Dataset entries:
========================================

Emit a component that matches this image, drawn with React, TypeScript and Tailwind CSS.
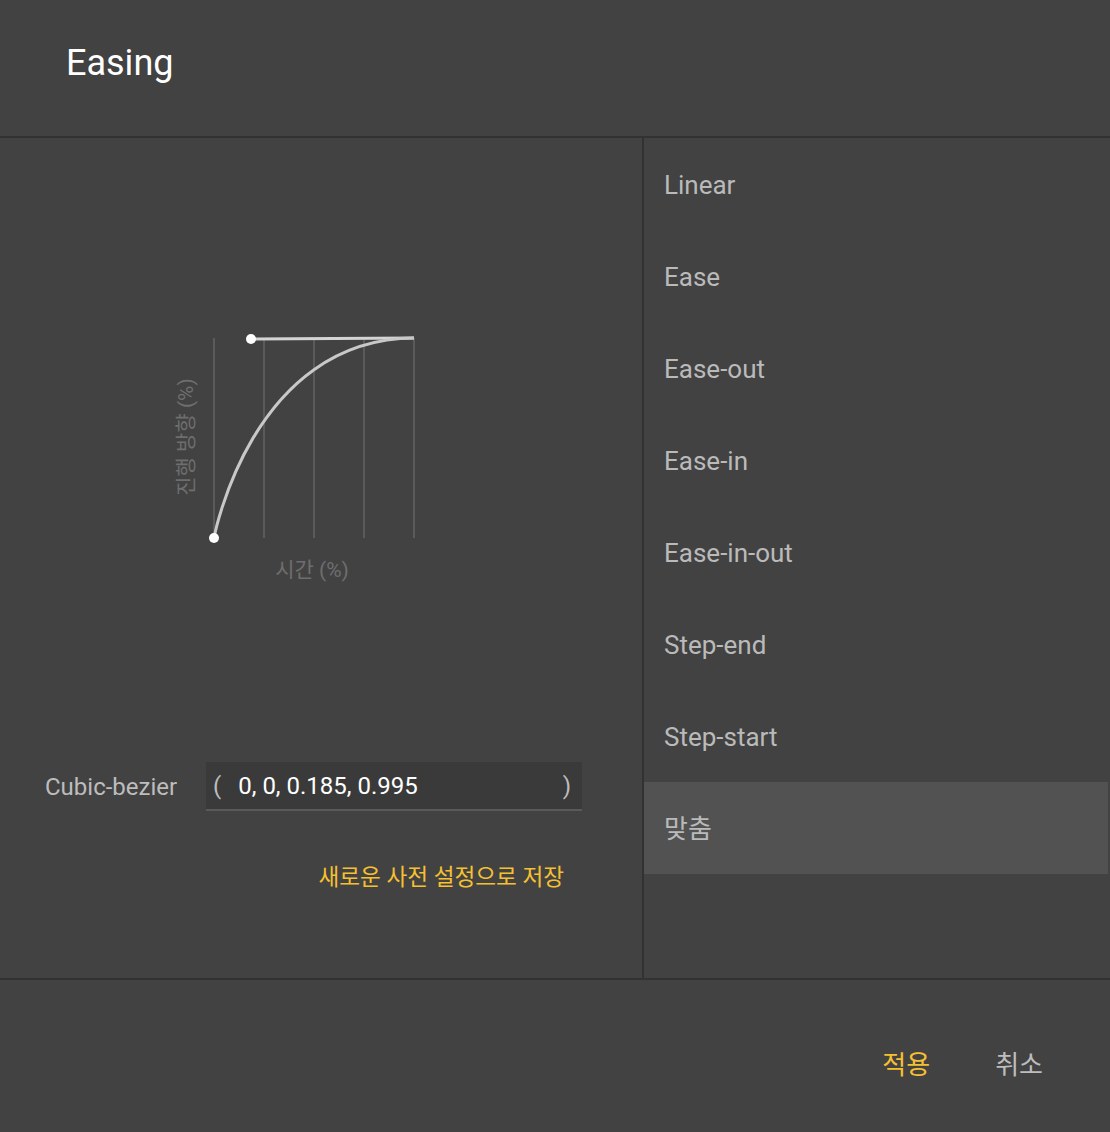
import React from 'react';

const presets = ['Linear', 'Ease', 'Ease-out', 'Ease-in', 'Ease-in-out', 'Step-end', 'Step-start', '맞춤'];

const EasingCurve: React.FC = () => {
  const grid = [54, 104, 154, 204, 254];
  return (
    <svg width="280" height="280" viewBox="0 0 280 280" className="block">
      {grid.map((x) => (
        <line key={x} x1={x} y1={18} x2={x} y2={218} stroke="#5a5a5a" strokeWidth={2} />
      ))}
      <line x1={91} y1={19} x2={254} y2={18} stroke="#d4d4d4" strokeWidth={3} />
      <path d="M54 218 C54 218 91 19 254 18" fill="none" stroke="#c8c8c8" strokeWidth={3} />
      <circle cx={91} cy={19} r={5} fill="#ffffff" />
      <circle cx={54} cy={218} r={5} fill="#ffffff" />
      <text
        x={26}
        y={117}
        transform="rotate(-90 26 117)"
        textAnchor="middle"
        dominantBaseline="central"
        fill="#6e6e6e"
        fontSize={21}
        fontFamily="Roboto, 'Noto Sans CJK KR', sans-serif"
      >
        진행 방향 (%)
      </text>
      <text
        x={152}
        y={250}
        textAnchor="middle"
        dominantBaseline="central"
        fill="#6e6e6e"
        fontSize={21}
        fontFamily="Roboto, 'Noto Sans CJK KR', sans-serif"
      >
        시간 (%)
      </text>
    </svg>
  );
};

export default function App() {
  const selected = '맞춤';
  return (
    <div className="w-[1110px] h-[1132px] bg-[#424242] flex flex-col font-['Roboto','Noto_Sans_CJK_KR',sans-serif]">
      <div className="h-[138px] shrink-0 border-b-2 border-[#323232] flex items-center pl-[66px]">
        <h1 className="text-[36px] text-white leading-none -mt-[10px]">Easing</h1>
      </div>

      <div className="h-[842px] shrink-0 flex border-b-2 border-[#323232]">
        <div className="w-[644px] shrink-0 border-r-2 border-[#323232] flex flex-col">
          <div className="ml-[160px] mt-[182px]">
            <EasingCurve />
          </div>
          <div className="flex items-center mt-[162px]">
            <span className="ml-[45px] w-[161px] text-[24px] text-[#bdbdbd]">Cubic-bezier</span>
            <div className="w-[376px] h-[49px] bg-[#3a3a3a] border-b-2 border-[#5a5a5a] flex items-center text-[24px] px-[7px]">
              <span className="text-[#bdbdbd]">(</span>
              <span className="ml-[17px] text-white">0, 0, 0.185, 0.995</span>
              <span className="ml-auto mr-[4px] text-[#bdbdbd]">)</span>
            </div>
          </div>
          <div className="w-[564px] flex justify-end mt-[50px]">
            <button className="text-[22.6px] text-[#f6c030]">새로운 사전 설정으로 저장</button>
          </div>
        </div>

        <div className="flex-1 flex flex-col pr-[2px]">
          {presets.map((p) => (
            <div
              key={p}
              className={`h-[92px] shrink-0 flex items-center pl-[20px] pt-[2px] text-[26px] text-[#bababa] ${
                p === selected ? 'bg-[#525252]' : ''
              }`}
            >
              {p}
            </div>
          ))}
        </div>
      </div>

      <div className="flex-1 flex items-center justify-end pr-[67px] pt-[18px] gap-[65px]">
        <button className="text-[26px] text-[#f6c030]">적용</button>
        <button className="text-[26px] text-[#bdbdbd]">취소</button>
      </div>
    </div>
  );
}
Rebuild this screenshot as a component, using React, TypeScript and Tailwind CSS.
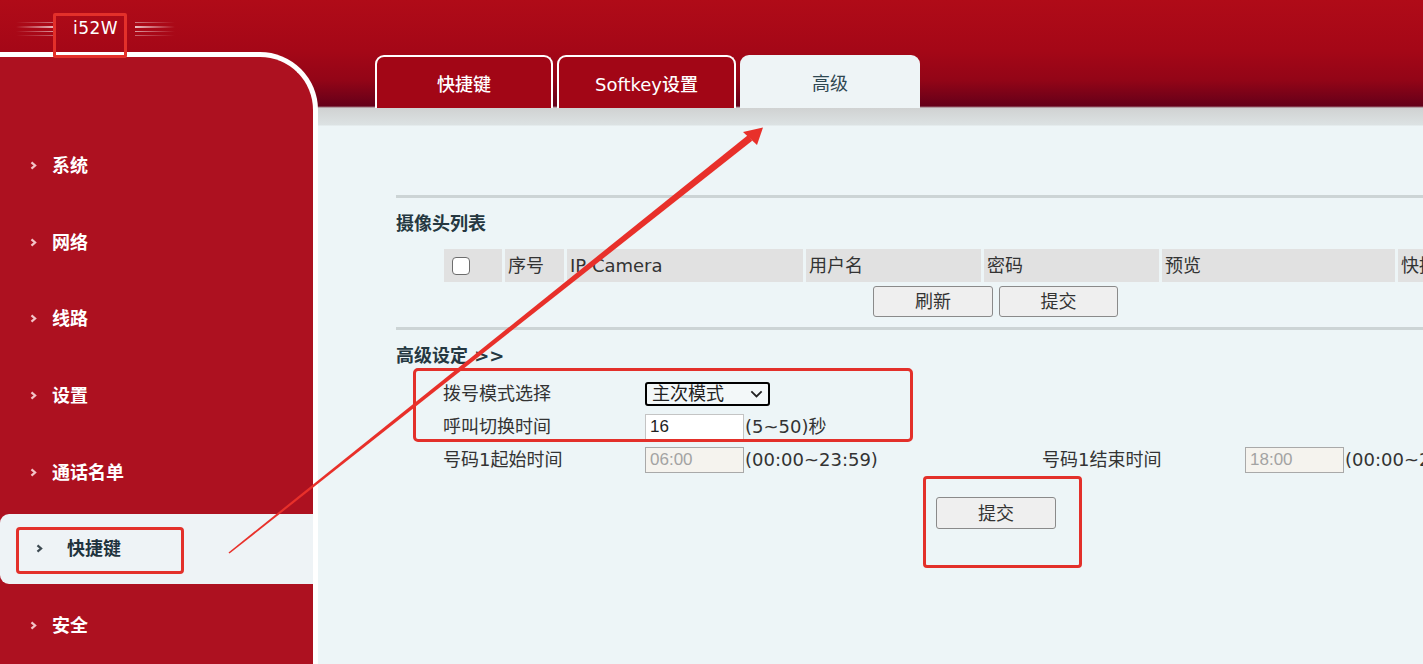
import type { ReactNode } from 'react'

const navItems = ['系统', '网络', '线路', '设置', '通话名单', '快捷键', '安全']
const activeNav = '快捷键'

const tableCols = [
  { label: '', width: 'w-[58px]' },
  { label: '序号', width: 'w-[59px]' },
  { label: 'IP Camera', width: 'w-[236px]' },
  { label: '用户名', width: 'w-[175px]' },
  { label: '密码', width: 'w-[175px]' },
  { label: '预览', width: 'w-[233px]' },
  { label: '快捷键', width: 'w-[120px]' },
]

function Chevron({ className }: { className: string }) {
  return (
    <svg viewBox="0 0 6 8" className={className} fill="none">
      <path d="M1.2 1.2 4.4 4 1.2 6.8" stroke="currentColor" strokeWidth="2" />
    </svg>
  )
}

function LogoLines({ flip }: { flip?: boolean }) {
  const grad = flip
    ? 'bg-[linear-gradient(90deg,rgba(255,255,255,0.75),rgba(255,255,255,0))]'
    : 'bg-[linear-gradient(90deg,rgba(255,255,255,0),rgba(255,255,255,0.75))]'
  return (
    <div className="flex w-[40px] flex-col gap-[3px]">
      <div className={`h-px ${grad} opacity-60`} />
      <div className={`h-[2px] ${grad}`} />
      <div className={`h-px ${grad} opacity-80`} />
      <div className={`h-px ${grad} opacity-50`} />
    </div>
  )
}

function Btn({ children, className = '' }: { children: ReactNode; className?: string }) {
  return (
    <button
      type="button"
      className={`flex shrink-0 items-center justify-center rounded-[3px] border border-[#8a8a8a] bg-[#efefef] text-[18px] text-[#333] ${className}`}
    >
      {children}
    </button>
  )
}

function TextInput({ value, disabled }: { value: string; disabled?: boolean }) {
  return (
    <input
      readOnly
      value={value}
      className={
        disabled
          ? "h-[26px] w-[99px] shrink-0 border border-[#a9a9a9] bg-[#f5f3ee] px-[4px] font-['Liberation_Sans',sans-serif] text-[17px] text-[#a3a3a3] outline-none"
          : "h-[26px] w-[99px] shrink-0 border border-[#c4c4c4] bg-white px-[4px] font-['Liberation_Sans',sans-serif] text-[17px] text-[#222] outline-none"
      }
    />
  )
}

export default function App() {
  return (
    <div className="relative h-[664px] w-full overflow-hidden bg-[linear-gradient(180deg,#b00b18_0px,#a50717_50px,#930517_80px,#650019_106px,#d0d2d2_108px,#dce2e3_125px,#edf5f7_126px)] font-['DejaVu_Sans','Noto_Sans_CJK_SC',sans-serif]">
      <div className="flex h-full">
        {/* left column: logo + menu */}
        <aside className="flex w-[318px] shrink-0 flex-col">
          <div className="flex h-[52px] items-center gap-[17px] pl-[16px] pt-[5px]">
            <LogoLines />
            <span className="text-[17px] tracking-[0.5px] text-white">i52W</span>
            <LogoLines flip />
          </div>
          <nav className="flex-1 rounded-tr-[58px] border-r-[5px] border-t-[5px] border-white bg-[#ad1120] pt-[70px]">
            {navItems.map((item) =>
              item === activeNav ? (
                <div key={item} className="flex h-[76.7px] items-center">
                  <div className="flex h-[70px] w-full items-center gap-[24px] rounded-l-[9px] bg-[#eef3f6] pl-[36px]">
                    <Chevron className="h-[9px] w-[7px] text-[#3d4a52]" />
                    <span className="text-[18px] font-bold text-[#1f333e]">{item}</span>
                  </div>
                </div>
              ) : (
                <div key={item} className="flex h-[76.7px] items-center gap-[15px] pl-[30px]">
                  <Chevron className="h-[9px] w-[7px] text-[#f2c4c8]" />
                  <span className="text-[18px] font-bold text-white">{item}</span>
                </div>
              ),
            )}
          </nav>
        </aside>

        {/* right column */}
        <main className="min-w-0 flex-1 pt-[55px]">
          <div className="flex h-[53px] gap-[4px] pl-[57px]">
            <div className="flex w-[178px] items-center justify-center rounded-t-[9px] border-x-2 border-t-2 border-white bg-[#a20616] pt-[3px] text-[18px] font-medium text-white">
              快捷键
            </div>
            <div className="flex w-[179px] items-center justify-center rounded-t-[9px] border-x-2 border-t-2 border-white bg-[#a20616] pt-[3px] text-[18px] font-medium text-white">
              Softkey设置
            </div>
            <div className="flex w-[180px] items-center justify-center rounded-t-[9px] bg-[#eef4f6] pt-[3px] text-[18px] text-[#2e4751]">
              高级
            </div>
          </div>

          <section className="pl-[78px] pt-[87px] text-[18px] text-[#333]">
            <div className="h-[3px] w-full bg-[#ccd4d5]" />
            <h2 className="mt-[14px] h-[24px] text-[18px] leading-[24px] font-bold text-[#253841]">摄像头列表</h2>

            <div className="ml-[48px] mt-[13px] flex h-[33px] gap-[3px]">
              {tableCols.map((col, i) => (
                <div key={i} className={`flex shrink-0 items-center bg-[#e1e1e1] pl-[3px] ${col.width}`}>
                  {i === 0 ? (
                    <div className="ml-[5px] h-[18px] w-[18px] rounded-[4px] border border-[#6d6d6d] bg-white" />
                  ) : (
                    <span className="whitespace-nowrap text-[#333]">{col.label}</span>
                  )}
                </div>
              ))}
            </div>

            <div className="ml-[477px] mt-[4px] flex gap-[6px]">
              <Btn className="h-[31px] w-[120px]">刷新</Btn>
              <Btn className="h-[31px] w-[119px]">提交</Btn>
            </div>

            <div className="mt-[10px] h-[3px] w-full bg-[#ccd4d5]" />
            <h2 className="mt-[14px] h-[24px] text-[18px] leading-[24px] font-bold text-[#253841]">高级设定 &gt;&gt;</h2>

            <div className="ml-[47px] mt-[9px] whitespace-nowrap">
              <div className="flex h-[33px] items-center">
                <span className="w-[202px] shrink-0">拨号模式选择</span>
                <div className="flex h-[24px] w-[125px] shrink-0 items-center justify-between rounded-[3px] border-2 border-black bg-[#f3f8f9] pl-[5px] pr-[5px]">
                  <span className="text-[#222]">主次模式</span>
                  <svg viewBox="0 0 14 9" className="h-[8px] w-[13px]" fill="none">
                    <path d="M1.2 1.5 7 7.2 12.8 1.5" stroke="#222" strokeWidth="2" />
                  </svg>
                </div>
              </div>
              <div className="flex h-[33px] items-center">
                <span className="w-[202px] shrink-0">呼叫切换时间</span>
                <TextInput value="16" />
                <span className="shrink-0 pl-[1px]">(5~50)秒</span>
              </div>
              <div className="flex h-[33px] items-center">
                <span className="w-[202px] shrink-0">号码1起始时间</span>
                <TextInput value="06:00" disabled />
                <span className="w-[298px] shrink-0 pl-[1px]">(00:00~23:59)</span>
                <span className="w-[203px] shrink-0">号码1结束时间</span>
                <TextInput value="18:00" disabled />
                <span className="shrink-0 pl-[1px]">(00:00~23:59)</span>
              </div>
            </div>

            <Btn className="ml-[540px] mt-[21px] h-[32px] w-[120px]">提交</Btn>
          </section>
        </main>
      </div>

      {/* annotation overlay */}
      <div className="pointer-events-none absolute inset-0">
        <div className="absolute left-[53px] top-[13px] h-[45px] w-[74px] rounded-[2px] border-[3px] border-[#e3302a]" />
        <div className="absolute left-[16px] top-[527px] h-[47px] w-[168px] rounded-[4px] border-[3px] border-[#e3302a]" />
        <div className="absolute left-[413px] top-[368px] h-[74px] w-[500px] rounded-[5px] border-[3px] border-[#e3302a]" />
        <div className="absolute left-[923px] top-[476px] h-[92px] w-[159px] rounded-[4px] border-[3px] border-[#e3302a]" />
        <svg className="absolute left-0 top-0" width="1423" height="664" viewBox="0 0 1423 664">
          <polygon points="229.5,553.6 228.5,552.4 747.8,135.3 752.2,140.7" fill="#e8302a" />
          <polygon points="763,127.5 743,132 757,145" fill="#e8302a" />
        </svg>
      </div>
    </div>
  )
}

========================================

» **WHAT YOU ARE ASKED TO DO**
How many of the lines above contain the string "this"? Give the number only.

» **OUTPUT OF THE EXERCISE**
2